Governo: il Pdl si prepara al 14 dicembre, se dovesse andare male c’è sempre il “piano B”

Pubblicato il 2 Dicembre 2010 - 11:24 OLTRE 6 MESI FA

L’unico segnale di tregua è la decisione comune dei capigruppo di chiudere Montecitorio fino al 13 dicembre. Ma per il resto, la giornata di mercoledì ha segnato un altro passo avanti in quella guerra di posizione e di trincea che porterà, a meno di improbabili colpi di scena, alla giornata decisiva del 14 dicembre. Quella che ormai sembra sfumare è l’ipotesi di una trattativa alla luce del sole che porti ad un accordo prima del voto: “Fino al 14 – spiega un ministro – tutti rimarremo sulle nostre posizioni: noi diremo “o maggioranza forte o voto” e lavoreremo per conquistare voti alla Camera, loro induriranno i toni e presenteranno assieme la mozione di sfiducia”.

Ma alle Camere, come spiega Paola Di Caro per Il Corriere della Sera, il consiglio che i berlusconiani stanno dando al loro leader è di non “fornire alcun pretesto per la rottura, non dobbiamo ricompattare gli indecisi dando ai finiani dei “traditori”…”. Se poi l’invito alla responsabilità che Berlusconi lancerà si trasformerà in una qualche apertura alle richieste dei finiani – che come spiega Adolfo Urso restano quelle di Bastia Umbra, un “nuovo programma per affrontare la crisi economica e una nuova legge elettorale” – lo si vedrà solo all’ultimo momento. In quel caso, il Fli potrebbe anche astenersi, o non partecipare al voto, ma solo “per aprire alla fase due”, come dice Pasquale Viespoli. Che prevede le dimissioni del premier e un nuovo governo, magari allargato all’Udc.

Ed è appunto proprio l’Udc il partito che ha compiuto la mossa più importante della giornata. Casini – che nel Pdl consideravano pronto a concedere qualche defezione tra i suoi per permettere a Berlusconi di ottenere una fiducia risicata – se mai ha avuto in mente questo gioco, ora ha deciso di cambiarlo. Annunciando infatti la presentazione di una mozione di sfiducia, spiegando che chiunque dei suoi non si presentasse al voto “sarebbe espulso”, e dicendosi, riservatamente, certo che alla fine “alle elezioni anticipate non si andrà” il leader centrista si rimette al centro dei giochi e costringe un Fli ancora in difficoltà a seguirlo.

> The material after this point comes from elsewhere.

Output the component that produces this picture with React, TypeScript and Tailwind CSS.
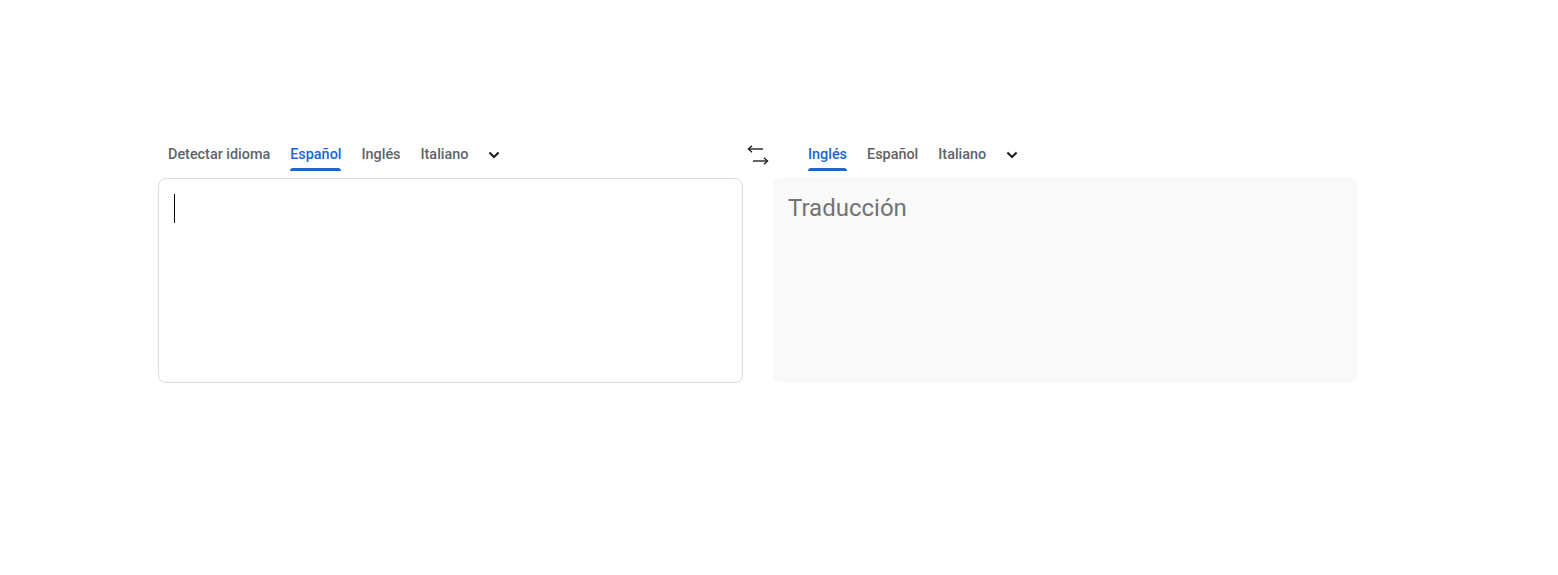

Sì, perché tra i finiani resiste un’area recalcitrante a votare la sfiducia, che forse avrebbe avuto bisogno di più tempo per decidere il da farsi. Ma con l’annuncio di Casini (che per presentare la mozione ha bisogno di 63 firme, e quindi dell’apporto del Fli), costringe i futuristi ad accodarsi per non restare nella terra di nessuno e a rischiare di perdere qualche pezzo e di finire sconfitti nella partita, se Berlusconi alla fine ottenesse la fiducia. Timori che Italo Bocchino esorcizza: “Da qui al 13 manca tanto, tutto può succedere…”.

Ma gli scenari per il dopo 14 dicembre, dicono tutti, sono ormai solo due: se Berlusconi otterrà la fiducia anche con un governo di minoranza, a lui resterà il pallino o per rilanciare il suo governo o per portare lui, da premier, il Paese alle elezioni. Se sarà sconfitto, sarà più difficile un Berlusconi bis e si aprirebbe qualche possibilità per formare un altro governo. Scenario che Fini e Casini auspicano, ma che non dipenderebbe da loro: “Chi deciderà come finirà – dice un finiano – saranno due signori: Berlusconi e Napolitano”.